My friend writes in response to his own frustration, but with perhaps more understanding:
“I still doubt that the Amazon synod will be the Big One, the blow that finally cracks the Church's outward unity under the Pope. I say ‘outward’ because there has been a papered-over material schism for decades, with neither side being willing to force the issue to its logical conclusion, with desperate obfuscations and the usual attempt at a V2ish, quasi-Anglican Via Media. I think what will follow will be more of that, though pressing the limits farther, daring the traditionalist and conservative critics to do something.
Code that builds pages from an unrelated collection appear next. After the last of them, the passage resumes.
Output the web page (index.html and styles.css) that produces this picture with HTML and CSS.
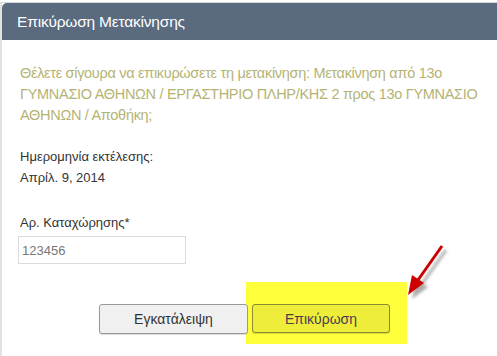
FILE: index.html
```html
<!DOCTYPE html>
<html>
<head>
<meta charset="UTF-8">
<title>Επικύρωση Μετακίνησης</title>
<link rel="stylesheet" href="styles.css">
</head>
<body>
<div class="dialog">
	<div class="dlg_title">Επικύρωση Μετακίνησης</div>
	<div class="dlg_body">
		<p class="question">Θέλετε σίγουρα να επικυρώσετε τη μετακίνηση: Μετακίνηση από 13ο ΓΥΜΝΑΣΙΟ ΑΘΗΝΩΝ / ΕΡΓΑΣΤΗΡΙΟ ΠΛΗΡ/ΚΗΣ 2 προς 13ο ΓΥΜΝΑΣΙΟ ΑΘΗΝΩΝ / Αποθήκη;</p>

		<div class="field">
			<div class="lbl">Ημερομηνία εκτέλεσης:</div>
			<div class="val">Απρίλ. 9, 2014</div>
		</div>

		<div class="field">
			<div class="lbl">Αρ. Καταχώρησης*</div>
			<input type="text" class="txt" value="123456">
		</div>

		<div class="buttons">
			<button class="btn btn_cancel">Εγκατάλειψη</button><span class="mark"><button class="btn btn_ok">Επικύρωση</button></span>
		</div>
	</div>

	<!-- βελάκι σημείωσης -->
	<svg class="arrow" width="60" height="70" viewBox="0 0 60 70">
		<defs>
			<filter id="sh" x="-30%" y="-30%" width="160%" height="160%">
				<feGaussianBlur stdDeviation="1.6"/>
			</filter>
		</defs>
		<g transform="translate(4,4)" fill="#888" stroke="#888" opacity="0.7" filter="url(#sh)">
			<line x1="44" y1="4" x2="20" y2="38" stroke-width="3"/>
			<polygon points="10,53 14,33 26,41" stroke="none"/>
		</g>
		<line x1="44" y1="4" x2="20" y2="38" stroke="#cc0000" stroke-width="3"/>
		<polygon points="10,53 14,33 26,41" fill="#cc0000"/>
	</svg>
</div>
</body>
</html>
```

FILE: styles.css
```css
body{
	margin:0; padding-top:2px;
	background-color:#ffffff;
	font-family:"Liberation Sans", Arial, sans-serif;
}
.dialog{
	position:relative;
	border-top:1px solid #d6d6d6;
	border-left:2px solid #e2e2e2;
	height:353px;
}
.dlg_title{
	background-color:#5a6b80;
	color:#ffffff; font-size:15.5px;
	letter-spacing:-0.2px;
	height:37px; line-height:37px;
	padding-left:15px;
	border-top-left-radius:5px;
}
.dlg_body{
	padding:23px 18px 0 18px;
}
.question{
	margin:0 0 20px 0;
	color:#b5b374; font-size:14.5px;
	letter-spacing:-0.3px;
	line-height:21px;
}
.field{
	margin-bottom:24px;
	color:#333333; font-size:13px;
}
.lbl{
	line-height:21px;
}
.val{
	line-height:21px;
}
.txt{
	margin:3px 0 0 -2px;
	width:168px; height:28px;
	box-sizing:border-box;
	border:1px solid #dcdcdc;
	padding:0 3px;
	font-family:"Liberation Sans", Arial, sans-serif;
	font-size:13px; color:#777777;
}
.buttons{
	margin-top:40px;
	padding-left:79px;
}
.btn{
	width:149px; height:30px;
	border:1px solid #999999; border-radius:3px;
	background-color:#f0f0f0;
	font-family:"Liberation Sans", Arial, sans-serif;
	font-size:14px; color:#333333;
	box-shadow:0 1px 1px rgba(0,0,0,0.15);
	vertical-align:top;
}
.btn_cancel{
	position:relative; z-index:1;
}
.mark{
	display:inline-block;
	margin-left:-2px;
	padding:22px 17px 11px 6px;
	background-color:#ffff3c;
	vertical-align:top;
	margin-top:-22px;
}
.btn_ok{
	width:138px; height:29px;
	background-color:#eeee3a;
	border-color:#8a8a30;
	color:#4d3a4d;
}
.arrow{
	position:absolute;
	left:396px; top:239px;
}
```
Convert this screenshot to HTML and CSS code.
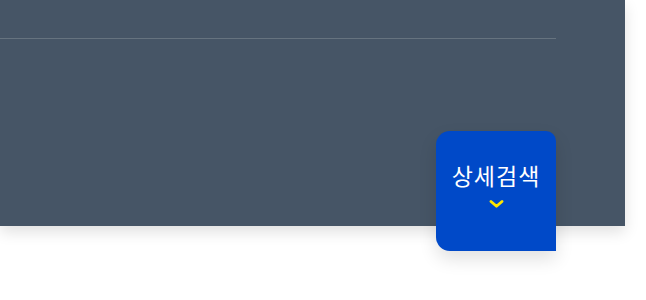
FILE: index.html
```html
<!DOCTYPE html>
<html lang="ko">
<head>
    <meta charset="UTF-8">
    <title>상세검색</title>
    <link rel="stylesheet" href="styles.css">
</head>
<body>
    <div class="page">
        <div class="search-panel">
            <div class="search-inner">
                <div class="search-line"></div>
            </div>
            <button class="detail-btn" type="button">
                <span class="detail-label">상세검색</span>
                <svg class="detail-arrow" width="15" height="8" viewBox="0 0 15 8">
                    <path d="M2 1.5 L7.5 6.3 L13 1.5" fill="none" stroke="#ffe600" stroke-width="2.8" stroke-linecap="round" stroke-linejoin="round"/>
                </svg>
            </button>
        </div>
    </div>
</body>
</html>
```

FILE: styles.css
```css
body {
    margin: 0;
    background: #fff;
    font-family: 'Noto Sans CJK KR', 'Noto Sans', sans-serif;
}

.page {
    min-height: 300px;
}

.search-panel {
    position: relative;
    width: 625px;
    height: 226px;
    background: #465566;
    box-shadow: 0 6px 14px rgba(0, 0, 0, 0.12);
}

.search-inner {
    padding-top: 38px;
    margin-right: 69px;
}

.search-line {
    height: 1px;
    background: #66737f;
}

.detail-btn {
    position: absolute;
    left: 436px;
    top: 131px;
    width: 120px;
    height: 120px;
    border: none;
    border-radius: 14px 10px 0 14px;
    background: #0049c8;
    color: #fff;
    display: flex;
    flex-direction: column;
    align-items: center;
    justify-content: flex-start;
    gap: 12px;
    padding: 31px 0 0;
    box-shadow: 0 8px 18px rgba(0, 0, 0, 0.12);
    cursor: pointer;
    font-family: inherit;
}

.detail-label {
    font-size: 23px;
    font-weight: 400;
    letter-spacing: 1px;
    line-height: 26px;
}

.detail-arrow {
    display: block;
}
```
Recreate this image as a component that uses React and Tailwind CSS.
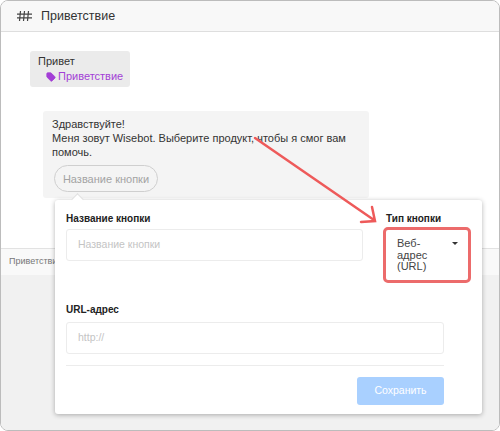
import { Tag } from "lucide-react";

const App = () => {
  return (
    <div className="relative w-[500px] h-[431px] bg-white overflow-hidden font-['Liberation_Sans',Arial,sans-serif]">
      <div className="w-[500px] h-[431px] flex flex-col border border-[#bcbcbc] rounded-lg overflow-hidden">
        {/* header */}
        <div className="h-[31px] shrink-0 flex items-center gap-[9px] pl-[16px] bg-[#f8f8f8] border-b border-[#dedede]">
          <svg width="15" height="10" viewBox="0 0 15 10" fill="none" stroke="#444" strokeWidth="1.2">
            <path d="M3.5 0L2.5 10M7.5 0L6.5 10M11.5 0L10.5 10M0 3.2H15M0 6.8H15" />
          </svg>
          <span className="text-[12.5px] text-[#333]">Приветствие</span>
        </div>

        {/* chat */}
        <div className="h-[216px] shrink-0 bg-white flex flex-col items-start pt-[19px] pl-[29px]">
          <div className="w-[100px] h-[36px] bg-[#ebebeb] rounded-[3px] pt-[3px] pl-[8px] text-[11px] leading-[15px] text-[#333]">
            <div>Привет</div>
            <div className="flex items-center gap-[2px] pl-[8px] text-[#a33fd6]">
              <Tag size={10} fill="#a33fd6" stroke="#a33fd6" />
              <span>Приветствие</span>
            </div>
          </div>
          <div className="mt-[24px] ml-[13px] w-[326px] h-[87px] bg-[#f4f4f4] rounded-[3px] pt-[6px] pl-[9px] text-[11px] leading-[14px] text-[#333]">
            <div>Здравствуйте!</div>
            <div className="whitespace-nowrap">Меня зовут Wisebot. Выберите продукт, чтобы я смог вам</div>
            <div>помочь.</div>
            <div className="mt-[6px] ml-[2px] w-[104px] h-[27px] flex items-center justify-center rounded-full border border-[#cfcfcf] text-[#a3a3a3]">
              Название кнопки
            </div>
          </div>
        </div>

        {/* bottom bar */}
        <div className="h-[27px] shrink-0 flex items-center pl-[8px] bg-[#f9f9f9] border-t border-[#e2e2e2] text-[9px] text-[#777]">
          Приветствие
        </div>
        <div className="flex-1 bg-[#f1f1f1]" />
      </div>

      {/* popover */}
      <div className="absolute left-[55px] top-[200px] w-[427px] h-[214px] bg-white rounded-[3px] shadow-[0_1px_5px_rgba(0,0,0,0.3)] px-[11px] pt-[12px]">
        <div className="absolute left-[18px] top-[-5px] w-[9px] h-[9px] rotate-45 bg-white border-l border-t border-[#dedede]" />
        <div className="flex">
          <div className="w-[298px]">
            <div className="text-[10px] leading-[14px] font-bold text-[#222]">Название кнопки</div>
            <div className="mt-[3px] h-[32px] flex items-center pl-[11px] border border-[#ececec] rounded-[3px] text-[10.5px] text-[#c4c4c4]">
              Название кнопки
            </div>
          </div>
          <div className="ml-[23px] w-[85px]">
            <div className="text-[10px] leading-[14px] font-bold text-[#222]">Тип кнопки</div>
            <div className="relative mt-[1px] -ml-[3px] h-[56px] w-[88px] border-[3px] border-[#ec6b6b] rounded-[5px] pl-[11px] pt-[8px] text-[11px] leading-[11.5px] text-[#444]">
              <div>Веб-</div>
              <div>адрес</div>
              <div>(URL)</div>
              <div className="absolute right-[10px] top-[12px] border-x-[3px] border-x-transparent border-t-[3px] border-t-[#333]" />
            </div>
          </div>
        </div>
        <div className="mt-[20px] w-[378px]">
          <div className="text-[10px] leading-[14px] font-bold text-[#222]">URL-адрес</div>
          <div className="mt-[5px] h-[32px] flex items-center pl-[11px] border border-[#ececec] rounded-[3px] text-[10.5px] text-[#c4c4c4]">
            http://
          </div>
          <div className="mt-[11px] border-t border-[#ececec]" />
          <div className="mt-[11px] flex justify-end">
            <div className="w-[87px] h-[28px] flex items-center justify-center rounded-[3px] bg-[#a9d0ff] text-[10.5px] text-white">
              Сохранить
            </div>
          </div>
        </div>
      </div>

      {/* arrow */}
      <svg className="absolute left-0 top-0 pointer-events-none" width="500" height="431" fill="none" stroke="#ee5a5a" strokeWidth="2.5" strokeLinecap="round">
        <path d="M255 138L374 220M372 207L375 221L361 222" />
      </svg>
    </div>
  );
};

export default App;
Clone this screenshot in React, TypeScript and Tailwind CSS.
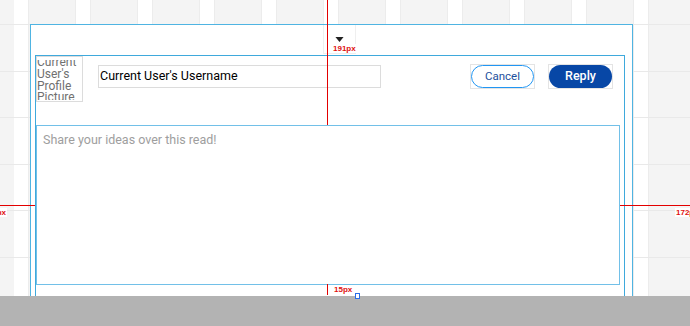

“But because of their reverence for the Petrine Office, they are paralyzed; and Pope Bergoglio is cunning enough to allow enough obfuscation that the troubled critics can reassure themselves that they have not committed formal heresy. I don’t think that Traditionalist and conservative Catholics are willing to break with the Pope.
“So what can they do to resist effectively, given that they depend on the papally-authorized hierarchy for priests? The only thing I could imagine is that a large part of those who have hitherto been willing to bear with the situation for the sake of unity with the Successor of Peter may go the SSPX route and enter some kind of affiliation with them.
“Bishop Schneider is very good, but when he retires or dies, I think we know what kind of bishop will be appointed to take his place. The weakness of the conservative and Traditionalist Catholics, other than the SSPX, is precisely that they are dependent on the establishment for bishops who will ordain priests for them.
“What happens when the Bergoglians see to it that no orthodox seminarian can hope to become a priest? Where will they go?”
I don’t know. But I do know one thing; the Faith will continue to attract. Honest men will love the truth, and will love the Author of truth and want to follow Him. The sheep know the voice of the True Shepherd, and will follow Him. “Truth is like a lion; it doesn’t need defending. Just let it out and it will defend itself.” The obviously incoherence of this pontificate is accomplishing one thing above all, and I’m sorry if I have said it too much: people are coming to see it. Truth is finally getting out.